■ Objective
Omit the pictures and return every entry exactly as written.

— Begin Records —

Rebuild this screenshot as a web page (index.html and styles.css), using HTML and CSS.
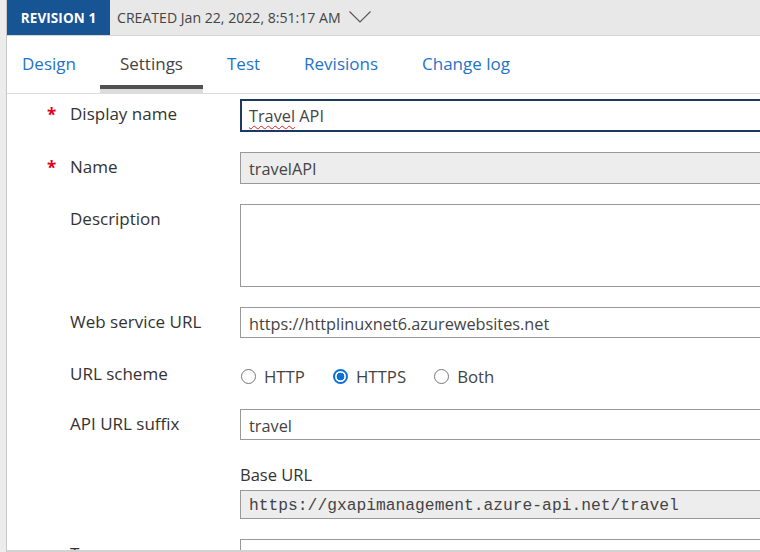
FILE: index.html
```html
<!DOCTYPE html>
<html>
<head>
<meta charset="utf-8">
<link rel="stylesheet" href="styles.css">
</head>
<body>
<div class="shell">
  <div class="main">
    <div class="header">
      <div class="badge">REVISION 1</div>
      <div class="created">CREATED Jan 22, 2022, 8:51:17 AM</div>
      <svg class="chev" width="22" height="12" viewBox="0 0 22 12"><polyline points="0.5,0.5 11,11 21.5,0.5" fill="none" stroke="#555" stroke-width="1.1"/></svg>
    </div>
    <div class="tabs">
      <div class="tab">Design</div>
      <div class="tab active">Settings</div>
      <div class="tab">Test</div>
      <div class="tab">Revisions</div>
      <div class="tab">Change log</div>
    </div>
    <div class="form">
      <div class="row">
        <div class="req">*</div>
        <div class="label">Display name</div>
        <div class="field focus"><span class="spell">Travel</span> API</div>
      </div>
      <div class="row">
        <div class="req">*</div>
        <div class="label">Name</div>
        <div class="field ro">travelAPI</div>
      </div>
      <div class="row">
        <div class="req"></div>
        <div class="label">Description</div>
        <div class="field area"></div>
      </div>
      <div class="row">
        <div class="req"></div>
        <div class="label">Web service URL</div>
        <div class="field">https://httplinuxnet6.azurewebsites.net</div>
      </div>
      <div class="row radios-row">
        <div class="req"></div>
        <div class="label">URL scheme</div>
        <div class="radios">
          <div class="opt"><span class="radio"></span>HTTP</div>
          <div class="opt"><span class="radio on"></span>HTTPS</div>
          <div class="opt"><span class="radio"></span>Both</div>
        </div>
      </div>
      <div class="row">
        <div class="req"></div>
        <div class="label">API URL suffix</div>
        <div class="stack">
          <div class="field">travel</div>
          <div class="sublabel">Base URL</div>
          <div class="field ro mono">https://gxapimanagement.azure-api.net/travel</div>
        </div>
      </div>
      <div class="row">
        <div class="req"></div>
        <div class="label">Tags</div>
        <div class="field"><span class="ph">e.g. Booking</span></div>
      </div>
    </div>
  </div>
</div>
</body>
</html>
```
FILE: styles.css
```css
html, body {
  margin: 0;
  padding: 0;
  width: 760px;
  height: 552px;
  overflow: hidden;
  background: #ececec;
  font-family: "Open Sans", "Noto Sans", sans-serif;
}
.shell {
  padding-left: 6px;
  height: 552px;
}
.main {
  height: 550px;
  background: #fff;
  border-left: 1px solid #c8c8c8;
  border-bottom: 2px solid #d2d2d2;
  overflow: hidden;
}
.header {
  height: 35px;
  background: #e8e8e8;
  border-bottom: 1px solid #d6d6d6;
  display: flex;
  align-items: center;
}
.badge {
  background: #175493;
  color: #fff;
  font-weight: 700;
  font-size: 13.5px;
  height: 35px;
  width: 103px;
  display: flex;
  align-items: center;
  justify-content: center;
  letter-spacing: 0.1px;
  flex-shrink: 0;
}
.created {
  margin-left: 7px;
  font-size: 14.1px;
  color: #444;
}
.chev {
  margin-left: 8px;
  margin-top: -1px;
}
.tabs {
  display: flex;
  height: 57px;
  border-bottom: 1px solid #dcdcdc;
  padding-left: 15px;
}
.tab {
  color: #1f73c9;
  font-size: 17px;
  padding: 0 22px;
  line-height: 56px;
  height: 49px;
  flex-shrink: 0;
}
.tab:first-child { padding-left: 0; }
.tab.active {
  color: #444;
  border-bottom: 4px solid #505050;
  box-shadow: 0 4px 0 #dcdcdc;
  padding: 0 20px;
  margin: 0 2px;
}
.form {
  padding: 5px 0 0 40px;
  display: flex;
  flex-direction: column;
  gap: 20px;
}
.row {
  display: flex;
  align-items: flex-start;
}
.req {
  width: 23px;
  flex-shrink: 0;
  color: #e3001b;
  font-size: 17px;
  font-weight: 700;
  line-height: 20px;
  padding-top: 6px;
}
.label {
  width: 170px;
  flex-shrink: 0;
  font-size: 17px;
  color: #333;
  line-height: 20px;
  padding-top: 5px;
}
.field {
  width: 540px;
  height: 31px;
  box-sizing: border-box;
  border: 1px solid #999;
  background: #fff;
  font-size: 16.3px;
  color: #444;
  line-height: 29px;
  padding-top: 2px;
  padding-left: 8px;
  flex-shrink: 0;
  white-space: nowrap;
  overflow: hidden;
}
.field.focus {
  height: 33px;
  border: 2px solid #1d3a5e;
  line-height: 29px;
  padding-top: 1px;
  padding-left: 7px;
}
.field.ro {
  background: #ededed;
  height: 32px;
}
.field.area {
  height: 83px;
}
.spell {
  text-decoration: underline wavy #e02020;
  text-decoration-thickness: 1px;
  text-underline-offset: 3px;
}
.ph {
  color: #888;
  padding-left: 28px;
}
.radios-row {
  height: 30px;
  margin-top: 1px;
}
.radios {
  display: flex;
  align-items: center;
  height: 34px;
  font-size: 16.8px;
  color: #444;
}
.opt {
  display: flex;
  align-items: center;
  margin-right: 27px;
}
.radio {
  width: 15px;
  height: 15px;
  box-sizing: border-box;
  border: 1px solid #777;
  border-radius: 50%;
  margin-right: 8px;
  margin-left: 1px;
  background: #fff;
  display: inline-block;
}
.radio.on {
  border: 2px solid #0d6fd8;
  background: radial-gradient(circle, #0d6fd8 0 3.6px, #fff 4.2px);
}
.stack {
  display: flex;
  flex-direction: column;
}
.sublabel {
  font-size: 16.5px;
  color: #333;
  line-height: 22px;
  margin-top: 24px;
  margin-bottom: 4px;
}
.field.mono {
  font-family: "Liberation Mono", "DejaVu Sans Mono", monospace;
  font-size: 16.3px;
  height: 29px;
  line-height: 27px;
  padding-top: 1px;
  color: #444;
}
```
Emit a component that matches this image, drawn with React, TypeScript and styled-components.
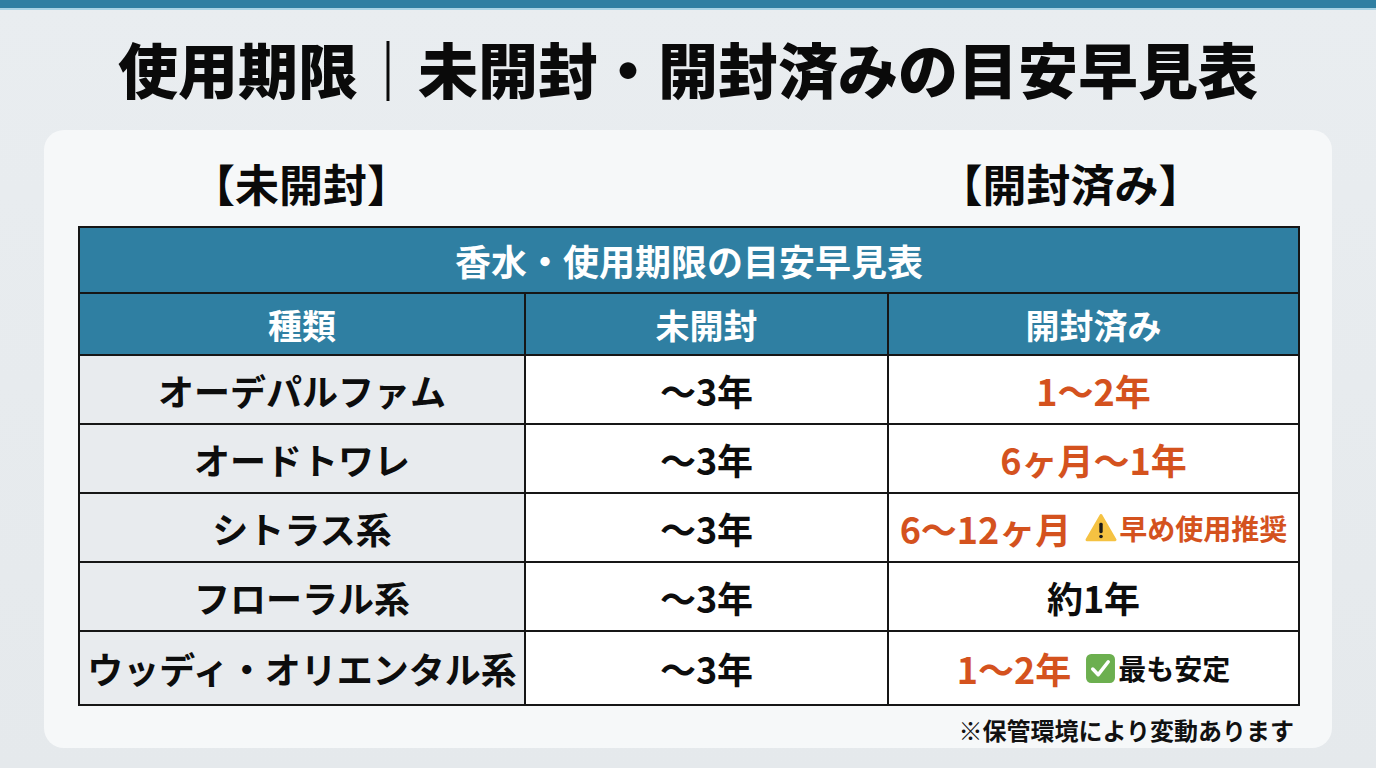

— End Records —

■ Output for this exercise
Rebuild this screenshot as a web page (index.html and styles.css), using HTML and CSS.
FILE: index.html
```html
<!DOCTYPE html>
<html>
<head>
<meta charset="utf-8">
<link rel="stylesheet" href="styles.css">
</head>
<body>
<div class="shell">
  <div class="main">
    <div class="header">
      <div class="badge">REVISION 1</div>
      <div class="created">CREATED Jan 22, 2022, 8:51:17 AM</div>
      <svg class="chev" width="22" height="12" viewBox="0 0 22 12"><polyline points="0.5,0.5 11,11 21.5,0.5" fill="none" stroke="#555" stroke-width="1.1"/></svg>
    </div>
    <div class="tabs">
      <div class="tab">Design</div>
      <div class="tab active">Settings</div>
      <div class="tab">Test</div>
      <div class="tab">Revisions</div>
      <div class="tab">Change log</div>
    </div>
    <div class="form">
      <div class="row">
        <div class="req">*</div>
        <div class="label">Display name</div>
        <div class="field focus"><span class="spell">Travel</span> API</div>
      </div>
      <div class="row">
        <div class="req">*</div>
        <div class="label">Name</div>
        <div class="field ro">travelAPI</div>
      </div>
      <div class="row">
        <div class="req"></div>
        <div class="label">Description</div>
        <div class="field area"></div>
      </div>
      <div class="row">
        <div class="req"></div>
        <div class="label">Web service URL</div>
        <div class="field">https://httplinuxnet6.azurewebsites.net</div>
      </div>
      <div class="row radios-row">
        <div class="req"></div>
        <div class="label">URL scheme</div>
        <div class="radios">
          <div class="opt"><span class="radio"></span>HTTP</div>
          <div class="opt"><span class="radio on"></span>HTTPS</div>
          <div class="opt"><span class="radio"></span>Both</div>
        </div>
      </div>
      <div class="row">
        <div class="req"></div>
        <div class="label">API URL suffix</div>
        <div class="stack">
          <div class="field">travel</div>
          <div class="sublabel">Base URL</div>
          <div class="field ro mono">https://gxapimanagement.azure-api.net/travel</div>
        </div>
      </div>
      <div class="row">
        <div class="req"></div>
        <div class="label">Tags</div>
        <div class="field"><span class="ph">e.g. Booking</span></div>
      </div>
    </div>
  </div>
</div>
</body>
</html>
```
FILE: styles.css
```css
html, body {
  margin: 0;
  padding: 0;
  width: 760px;
  height: 552px;
  overflow: hidden;
  background: #ececec;
  font-family: "Open Sans", "Noto Sans", sans-serif;
}
.shell {
  padding-left: 6px;
  height: 552px;
}
.main {
  height: 550px;
  background: #fff;
  border-left: 1px solid #c8c8c8;
  border-bottom: 2px solid #d2d2d2;
  overflow: hidden;
}
.header {
  height: 35px;
  background: #e8e8e8;
  border-bottom: 1px solid #d6d6d6;
  display: flex;
  align-items: center;
}
.badge {
  background: #175493;
  color: #fff;
  font-weight: 700;
  font-size: 13.5px;
  height: 35px;
  width: 103px;
  display: flex;
  align-items: center;
  justify-content: center;
  letter-spacing: 0.1px;
  flex-shrink: 0;
}
.created {
  margin-left: 7px;
  font-size: 14.1px;
  color: #444;
}
.chev {
  margin-left: 8px;
  margin-top: -1px;
}
.tabs {
  display: flex;
  height: 57px;
  border-bottom: 1px solid #dcdcdc;
  padding-left: 15px;
}
.tab {
  color: #1f73c9;
  font-size: 17px;
  padding: 0 22px;
  line-height: 56px;
  height: 49px;
  flex-shrink: 0;
}
.tab:first-child { padding-left: 0; }
.tab.active {
  color: #444;
  border-bottom: 4px solid #505050;
  box-shadow: 0 4px 0 #dcdcdc;
  padding: 0 20px;
  margin: 0 2px;
}
.form {
  padding: 5px 0 0 40px;
  display: flex;
  flex-direction: column;
  gap: 20px;
}
.row {
  display: flex;
  align-items: flex-start;
}
.req {
  width: 23px;
  flex-shrink: 0;
  color: #e3001b;
  font-size: 17px;
  font-weight: 700;
  line-height: 20px;
  padding-top: 6px;
}
.label {
  width: 170px;
  flex-shrink: 0;
  font-size: 17px;
  color: #333;
  line-height: 20px;
  padding-top: 5px;
}
.field {
  width: 540px;
  height: 31px;
  box-sizing: border-box;
  border: 1px solid #999;
  background: #fff;
  font-size: 16.3px;
  color: #444;
  line-height: 29px;
  padding-top: 2px;
  padding-left: 8px;
  flex-shrink: 0;
  white-space: nowrap;
  overflow: hidden;
}
.field.focus {
  height: 33px;
  border: 2px solid #1d3a5e;
  line-height: 29px;
  padding-top: 1px;
  padding-left: 7px;
}
.field.ro {
  background: #ededed;
  height: 32px;
}
.field.area {
  height: 83px;
}
.spell {
  text-decoration: underline wavy #e02020;
  text-decoration-thickness: 1px;
  text-underline-offset: 3px;
}
.ph {
  color: #888;
  padding-left: 28px;
}
.radios-row {
  height: 30px;
  margin-top: 1px;
}
.radios {
  display: flex;
  align-items: center;
  height: 34px;
  font-size: 16.8px;
  color: #444;
}
.opt {
  display: flex;
  align-items: center;
  margin-right: 27px;
}
.radio {
  width: 15px;
  height: 15px;
  box-sizing: border-box;
  border: 1px solid #777;
  border-radius: 50%;
  margin-right: 8px;
  margin-left: 1px;
  background: #fff;
  display: inline-block;
}
.radio.on {
  border: 2px solid #0d6fd8;
  background: radial-gradient(circle, #0d6fd8 0 3.6px, #fff 4.2px);
}
.stack {
  display: flex;
  flex-direction: column;
}
.sublabel {
  font-size: 16.5px;
  color: #333;
  line-height: 22px;
  margin-top: 24px;
  margin-bottom: 4px;
}
.field.mono {
  font-family: "Liberation Mono", "DejaVu Sans Mono", monospace;
  font-size: 16.3px;
  height: 29px;
  line-height: 27px;
  padding-top: 1px;
  color: #444;
}
```
Emit a component that matches this image, drawn with React, TypeScript and styled-components.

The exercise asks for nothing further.